_Task objective_
Find how many lines of the listing include the string "this", and report only that figure.

_Task input_

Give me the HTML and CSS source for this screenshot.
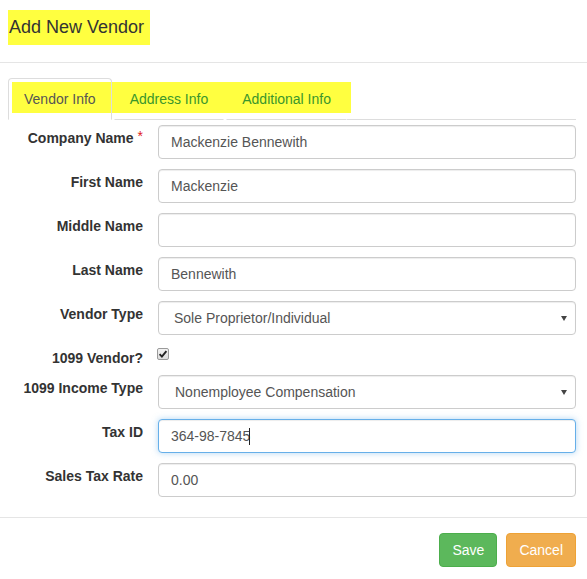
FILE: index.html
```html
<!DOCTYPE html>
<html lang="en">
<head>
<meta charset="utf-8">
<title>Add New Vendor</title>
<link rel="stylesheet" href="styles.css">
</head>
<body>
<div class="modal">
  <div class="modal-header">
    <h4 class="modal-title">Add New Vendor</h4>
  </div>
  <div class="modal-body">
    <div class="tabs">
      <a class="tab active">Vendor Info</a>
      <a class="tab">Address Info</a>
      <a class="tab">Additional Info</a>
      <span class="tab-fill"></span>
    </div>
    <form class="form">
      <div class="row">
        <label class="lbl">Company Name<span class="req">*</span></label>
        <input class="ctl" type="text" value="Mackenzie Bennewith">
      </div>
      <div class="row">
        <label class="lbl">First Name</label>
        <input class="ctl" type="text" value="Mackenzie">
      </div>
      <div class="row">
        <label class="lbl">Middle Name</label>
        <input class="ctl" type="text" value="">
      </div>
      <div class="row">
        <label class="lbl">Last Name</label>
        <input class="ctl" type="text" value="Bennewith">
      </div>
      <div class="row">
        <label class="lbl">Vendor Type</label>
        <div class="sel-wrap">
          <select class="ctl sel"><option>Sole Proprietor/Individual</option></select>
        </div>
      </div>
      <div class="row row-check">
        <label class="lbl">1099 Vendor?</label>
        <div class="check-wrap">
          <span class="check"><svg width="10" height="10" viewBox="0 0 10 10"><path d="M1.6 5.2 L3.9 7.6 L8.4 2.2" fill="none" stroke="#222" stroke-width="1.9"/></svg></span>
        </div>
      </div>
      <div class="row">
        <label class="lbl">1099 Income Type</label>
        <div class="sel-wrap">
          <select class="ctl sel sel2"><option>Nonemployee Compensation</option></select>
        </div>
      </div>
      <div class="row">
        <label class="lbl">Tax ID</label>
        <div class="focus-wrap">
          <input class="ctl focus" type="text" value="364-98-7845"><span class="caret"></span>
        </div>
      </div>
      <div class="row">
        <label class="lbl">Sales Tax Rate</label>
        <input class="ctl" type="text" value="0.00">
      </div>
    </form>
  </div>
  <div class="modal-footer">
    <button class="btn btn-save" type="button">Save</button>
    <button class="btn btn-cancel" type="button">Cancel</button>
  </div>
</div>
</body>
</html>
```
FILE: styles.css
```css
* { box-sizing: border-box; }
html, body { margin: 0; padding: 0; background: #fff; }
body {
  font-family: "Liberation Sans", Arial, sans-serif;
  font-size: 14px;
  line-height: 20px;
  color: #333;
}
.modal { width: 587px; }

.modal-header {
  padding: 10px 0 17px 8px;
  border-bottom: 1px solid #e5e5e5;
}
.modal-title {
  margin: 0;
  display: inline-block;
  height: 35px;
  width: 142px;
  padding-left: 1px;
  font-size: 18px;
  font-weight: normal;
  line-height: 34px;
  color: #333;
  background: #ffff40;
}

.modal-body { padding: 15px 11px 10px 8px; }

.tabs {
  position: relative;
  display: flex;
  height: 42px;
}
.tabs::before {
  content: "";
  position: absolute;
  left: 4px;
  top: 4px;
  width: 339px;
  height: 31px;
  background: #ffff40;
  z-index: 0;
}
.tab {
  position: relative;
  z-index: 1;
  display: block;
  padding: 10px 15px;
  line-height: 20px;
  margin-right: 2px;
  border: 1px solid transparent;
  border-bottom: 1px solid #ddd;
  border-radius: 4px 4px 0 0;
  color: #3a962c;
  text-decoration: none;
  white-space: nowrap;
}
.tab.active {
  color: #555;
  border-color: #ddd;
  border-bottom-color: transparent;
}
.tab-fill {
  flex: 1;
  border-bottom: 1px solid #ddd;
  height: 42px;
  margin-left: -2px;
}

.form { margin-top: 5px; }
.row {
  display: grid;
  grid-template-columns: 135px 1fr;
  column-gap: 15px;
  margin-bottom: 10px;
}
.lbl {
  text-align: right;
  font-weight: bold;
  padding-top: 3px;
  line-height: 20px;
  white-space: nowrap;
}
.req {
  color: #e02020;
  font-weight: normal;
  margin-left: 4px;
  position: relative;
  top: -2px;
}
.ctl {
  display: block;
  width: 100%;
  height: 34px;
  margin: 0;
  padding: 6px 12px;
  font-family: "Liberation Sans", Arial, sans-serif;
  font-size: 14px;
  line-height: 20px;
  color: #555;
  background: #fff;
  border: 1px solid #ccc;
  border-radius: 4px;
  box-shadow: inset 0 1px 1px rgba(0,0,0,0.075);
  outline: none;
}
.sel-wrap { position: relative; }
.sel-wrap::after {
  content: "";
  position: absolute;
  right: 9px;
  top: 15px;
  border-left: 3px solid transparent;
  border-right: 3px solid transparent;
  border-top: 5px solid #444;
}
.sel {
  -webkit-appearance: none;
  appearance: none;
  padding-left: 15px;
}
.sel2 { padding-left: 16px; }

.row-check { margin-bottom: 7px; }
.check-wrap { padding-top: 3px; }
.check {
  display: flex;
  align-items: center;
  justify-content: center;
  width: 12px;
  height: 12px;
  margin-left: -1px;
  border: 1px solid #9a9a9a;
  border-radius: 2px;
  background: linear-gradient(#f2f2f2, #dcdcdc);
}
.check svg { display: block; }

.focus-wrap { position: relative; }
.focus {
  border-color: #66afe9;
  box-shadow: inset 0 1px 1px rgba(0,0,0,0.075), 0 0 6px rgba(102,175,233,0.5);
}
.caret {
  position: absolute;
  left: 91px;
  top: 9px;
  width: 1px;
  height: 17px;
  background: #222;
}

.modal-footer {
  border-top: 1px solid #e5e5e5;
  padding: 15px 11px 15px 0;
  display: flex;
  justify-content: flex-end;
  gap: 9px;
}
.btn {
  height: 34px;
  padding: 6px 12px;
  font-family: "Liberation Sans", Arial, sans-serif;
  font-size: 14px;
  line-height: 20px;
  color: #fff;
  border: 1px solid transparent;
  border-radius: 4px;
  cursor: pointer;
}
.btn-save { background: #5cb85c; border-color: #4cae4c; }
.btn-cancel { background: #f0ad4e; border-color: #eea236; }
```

---

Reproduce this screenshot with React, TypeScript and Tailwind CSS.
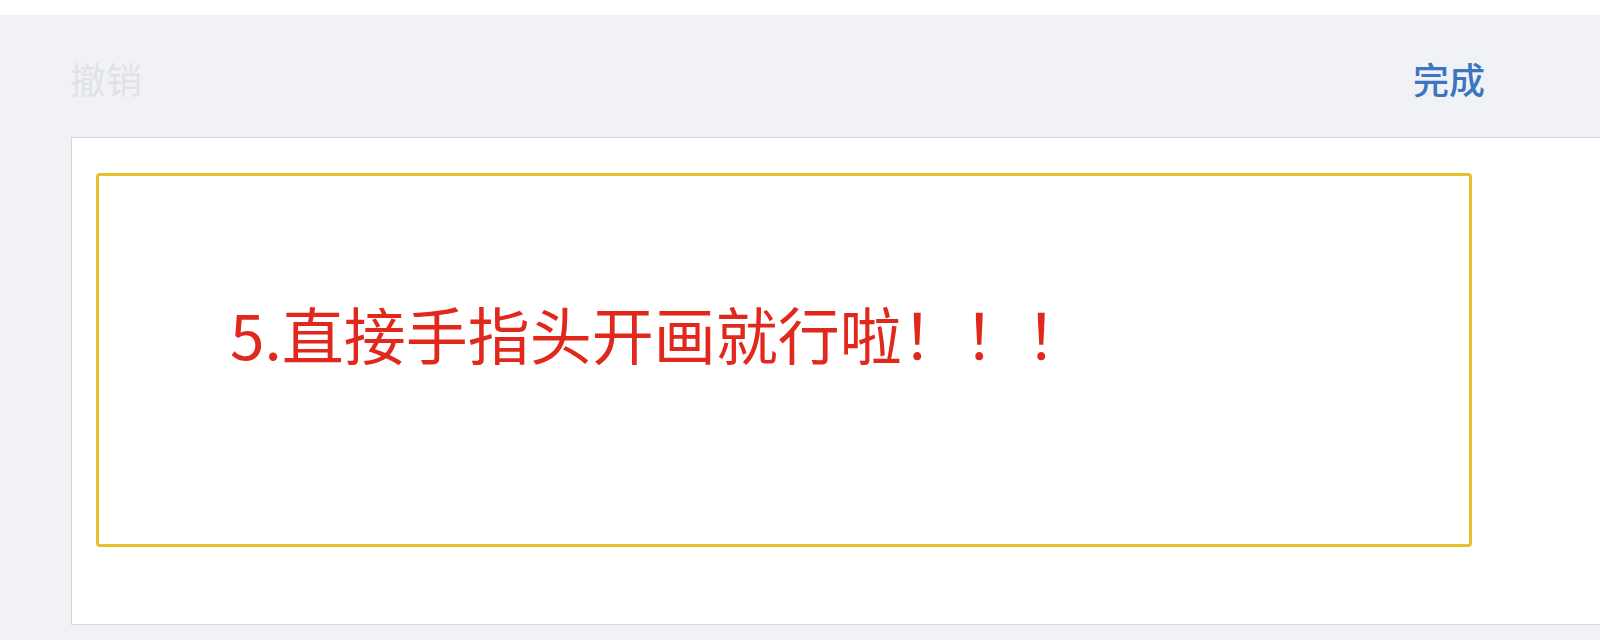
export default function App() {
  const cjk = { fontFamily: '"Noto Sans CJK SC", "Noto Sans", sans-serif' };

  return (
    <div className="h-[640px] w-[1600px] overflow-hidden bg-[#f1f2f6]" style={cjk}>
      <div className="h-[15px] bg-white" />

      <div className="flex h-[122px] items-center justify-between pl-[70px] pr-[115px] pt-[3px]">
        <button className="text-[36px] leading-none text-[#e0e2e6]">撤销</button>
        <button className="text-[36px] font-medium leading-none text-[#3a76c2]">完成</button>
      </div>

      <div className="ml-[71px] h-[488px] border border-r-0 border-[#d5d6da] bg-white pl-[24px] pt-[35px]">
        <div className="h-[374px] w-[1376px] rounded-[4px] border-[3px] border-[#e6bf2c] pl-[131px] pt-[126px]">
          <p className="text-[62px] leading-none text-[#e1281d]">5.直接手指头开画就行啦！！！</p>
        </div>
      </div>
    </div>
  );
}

_Result_
2